The younger generation will see a definitive outcome one way or another to this crisis within their lifetimes – hence the magnificent uprising of youth worldwide, in Extinction Rebellion, in Me Too, and most spectacularly in Black Lives Matter, uniting black and white youth across the globe.

Socialist policies are overwhelmingly popular within Labour’s ranks. What’s the proof? The fact that hundreds of thousands of people joined the party to support Jeremy Corbyn. And their opinions have not changed. Rebecca Long-Bailey won 135,000 votes – way more than any former left candidate prior to Corbyn. And many if not most of those who voted for Sir Keir Starmer did so trusting his assurances that he wanted to advance Corbyn’s radical programme, and in the belief that he was better placed to secure a future Labour electoral victory. There has not been a shift to the right in the ranks of the party membership and support base.  

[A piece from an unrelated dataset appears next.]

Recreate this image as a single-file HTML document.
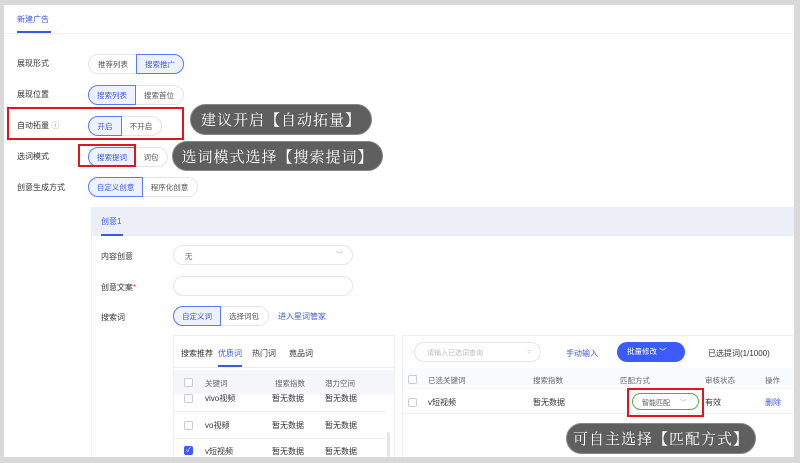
<!DOCTYPE html>
<html><head><meta charset="utf-8"><style>
*{box-sizing:border-box;margin:0;padding:0}
body{width:800px;height:463px;background:#d9d9d9;position:relative;overflow:hidden;font-family:"Liberation Sans","Noto Sans CJK SC",sans-serif;font-size:8px;color:#333}
.a{position:absolute;white-space:nowrap}
.main{position:absolute;left:4px;top:5px;width:790px;height:452px;background:#fff}
.seg{position:absolute;display:flex;height:20px;border:1px solid #e3e5ea;border-radius:10px;background:#fff}
.seg span{display:flex;align-items:center;justify-content:center;font-size:7.5px;color:#555}
.seg span.on{border:1px solid #5b7cfa;background:#eef2ff;color:#3b5bdb;border-radius:10px 0 0 10px;margin:-1px}
.seg span.on.r{border-radius:0 10px 10px 0}
.red{position:absolute;border:2.5px solid #e3141c}
.pill{position:absolute;background:#5f5f5f;border:1px solid #888;border-radius:16px;color:#fff;font-family:"Noto Serif CJK SC",serif;font-size:15px;letter-spacing:1px;display:flex;align-items:center;justify-content:center;white-space:nowrap;overflow:hidden}
.lbl{position:absolute;font-size:8px;color:#333}
.cb{position:absolute;width:9px;height:9px;border:1px solid #ccc;border-radius:2px;background:#fff}
.g{color:#666;font-size:7.5px}
</style></head><body>
<div class="main"></div>
<div class="a" style="left:17px;top:14px;color:#3b5bdb;font-size:8px">新建广告</div>
<div class="a" style="left:17px;top:31px;width:34px;height:2px;background:#3b5bdb"></div>
<div class="a" style="left:4px;top:33px;width:790px;height:1px;background:#f0f1f4"></div>
<div class="a" style="left:91px;top:207px;width:1px;height:250px;background:#f0f1f4"></div>

<div class="lbl" style="left:17px;top:58px">展现形式</div>
<div class="seg" style="left:88px;top:54px;width:96px"><span style="width:48px">推荐列表</span><span class="on r" style="width:48px">搜索推广</span></div>
<div class="lbl" style="left:17px;top:89px">展现位置</div>
<div class="seg" style="left:88px;top:85px;width:96px"><span class="on" style="width:48px">搜索列表</span><span style="width:48px">搜索首位</span></div>
<div class="lbl" style="left:17px;top:120px">自动拓量 <span style="color:#999">ⓘ</span></div>
<div class="seg" style="left:88px;top:116px;width:74px"><span class="on" style="width:34px">开启</span><span style="width:40px">不开启</span></div>
<div class="lbl" style="left:17px;top:151px">选词模式</div>
<div class="seg" style="left:88px;top:147px;width:80px"><span class="on" style="width:48px">搜索提词</span><span style="width:32px">词包</span></div>
<div class="lbl" style="left:17px;top:182px">创意生成方式</div>
<div class="seg" style="left:88px;top:177px;width:110px"><span class="on" style="width:55px">自定义创意</span><span style="width:55px">程序化创意</span></div>

<div class="red" style="left:7px;top:107px;width:177px;height:33px"></div>
<div class="red" style="left:78px;top:144px;width:58px;height:23px"></div>
<div class="pill" style="left:190px;top:104px;width:182px;height:31px">建议开启【自动拓量】</div>
<div class="pill" style="left:172px;top:141px;width:211px;height:30px">选词模式选择【搜索提词】</div>

<div class="a" style="left:91px;top:207px;width:703px;height:29px;background:#eceff7"></div>
<div class="a" style="left:101px;top:216px;color:#3b5bdb">创意1</div>
<div class="a" style="left:101px;top:234px;width:22px;height:2px;background:#3b5bdb"></div>
<div class="lbl" style="left:101px;top:251px">内容创意</div>
<div class="a" style="left:173px;top:245px;width:180px;height:20px;border:1px solid #e3e5ea;border-radius:10px"><span class="a g" style="left:11px;top:5px">无</span><span class="a" style="right:9px;top:4px;color:#aaa;font-size:7px">﹀</span></div>
<div class="lbl" style="left:101px;top:282px">创意文案<span style="color:#e33">*</span></div>
<div class="a" style="left:173px;top:276px;width:180px;height:20px;border:1px solid #e3e5ea;border-radius:10px"></div>
<div class="lbl" style="left:101px;top:312px">搜索词</div>
<div class="seg" style="left:173px;top:306px;width:96px"><span class="on" style="width:48px">自定义词</span><span style="width:48px">选择词包</span></div>
<div class="a" style="left:278px;top:311px;color:#3b5bdb">进入星词管家</div>

<div class="a" style="left:173px;top:335px;width:222px;height:122px;border:1px solid #eceef2;border-bottom:none"></div>
<div class="a" style="left:181px;top:348px">搜索推荐</div>
<div class="a" style="left:218px;top:348px;color:#3b5bdb">优质词</div>
<div class="a" style="left:252px;top:348px">热门词</div>
<div class="a" style="left:289px;top:348px">竟品词</div>
<div class="a" style="left:218px;top:365px;width:24px;height:2px;background:#3b5bdb"></div>
<div class="a" style="left:174px;top:367px;width:220px;height:1px;background:#eceef2"></div>
<div class="a" style="left:174px;top:370px;width:220px;height:24px;background:#f5f6fa"></div>
<div class="cb" style="left:184px;top:378px"></div>
<div class="a g" style="left:205px;top:378px">关键词</div><div class="a g" style="left:275px;top:378px">搜索指数</div><div class="a g" style="left:325px;top:378px">潜力空间</div>
<div class="cb" style="left:184px;top:394px"></div>
<div class="a" style="left:205px;top:393px">vivo视频</div><div class="a" style="left:272px;top:393px">暂无数据</div><div class="a" style="left:325px;top:393px">暂无数据</div>
<div class="a" style="left:174px;top:411px;width:212px;height:1px;background:#eceef2"></div>
<div class="cb" style="left:184px;top:421px"></div>
<div class="a" style="left:205px;top:420px">vo视频</div><div class="a" style="left:272px;top:420px">暂无数据</div><div class="a" style="left:325px;top:420px">暂无数据</div>
<div class="a" style="left:174px;top:438px;width:212px;height:1px;background:#eceef2"></div>
<div class="cb" style="left:184px;top:446px;background:#3b5bfd;border-color:#3b5bfd;color:#fff;font-size:7px;line-height:7px;text-align:center">✓</div>
<div class="a" style="left:205px;top:446px">v短视频</div><div class="a" style="left:272px;top:446px">暂无数据</div><div class="a" style="left:325px;top:446px">暂无数据</div>
<div class="a" style="left:387px;top:432px;width:3px;height:25px;background:#e5e5e5;border-radius:2px"></div>

<div class="a" style="left:402px;top:335px;width:392px;height:122px;border:1px solid #eceef2;border-bottom:none;border-right:none"></div>
<div class="a" style="left:414px;top:342px;width:127px;height:20px;border:1px solid #e3e5ea;border-radius:10px"><span class="a" style="left:12px;top:5px;color:#bbb;font-size:7px">请输入已选词查询</span><span class="a" style="right:8px;top:4px;color:#bbb;font-size:8px">○</span></div>
<div class="a" style="left:566px;top:348px;color:#3b5bdb">手动输入</div>
<div class="a" style="left:617px;top:342px;width:68px;height:20px;background:#3b5bfd;border-radius:10px;color:#fff;font-size:7.5px;line-height:20px;padding-left:10px">批量修改 ﹀</div>
<div class="a" style="left:708px;top:348px">已选提词(1/1000)</div>
<div class="a" style="left:403px;top:368px;width:391px;height:22px;background:#fafbfc"></div>
<div class="cb" style="left:408px;top:375px"></div>
<div class="a g" style="left:428px;top:375px">已选关键词</div><div class="a g" style="left:533px;top:375px">搜索指数</div><div class="a g" style="left:620px;top:375px">匹配方式</div><div class="a g" style="left:705px;top:375px">审核状态</div><div class="a g" style="left:765px;top:375px">操作</div>
<div class="cb" style="left:408px;top:398px"></div>
<div class="a" style="left:428px;top:397px">v短视频</div><div class="a" style="left:533px;top:397px">暂无数据</div>
<div class="a" style="left:632px;top:393px;width:67px;height:17px;border:1px solid #4caf50;border-radius:9px;font-size:7px;color:#555;padding:4px 0 0 9px">智能匹配 <span style="color:#aaa;margin-left:8px">﹀</span></div>
<div class="a" style="left:705px;top:397px">有效</div><div class="a" style="left:765px;top:397px;color:#3b5bdb">删除</div>
<div class="a" style="left:403px;top:413px;width:391px;height:1px;background:#eceef2"></div>
<div class="red" style="left:627px;top:388px;width:77px;height:29px"></div>
<div class="pill" style="left:566px;top:423px;width:190px;height:31px">可自主选择【匹配方式】</div>
</body></html>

And what about outside Labour’s ranks? Socialist policies are supported by most of the population. The policies outlined in Labour’s 2019 manifesto have never been more popular. Opinion polls show clear majorities for renationalisation of transport and the utilities, a wealth tax, a tax on higher incomes, a fully publicly-owned NHS, free health and social care, a green industrial revolution, etc.

It is a media lie that the last election was Labour’s “worst result since 1935”. No, it was actually Labour’s second-best result since 2001. Under Corbyn’s leadership it won more votes than under Miliband in 2015, under Brown in 2010, and even under Blair in 2005, when Labour won! Only in 2017, also under Corbyn, did Labour win more votes.

I am standing for the NEC to revive the spirits and morale of the hundreds of thousands who voted for Corbyn and the millions who voted Labour under his leadership; and to put socialism firmly back on Labour’s agenda.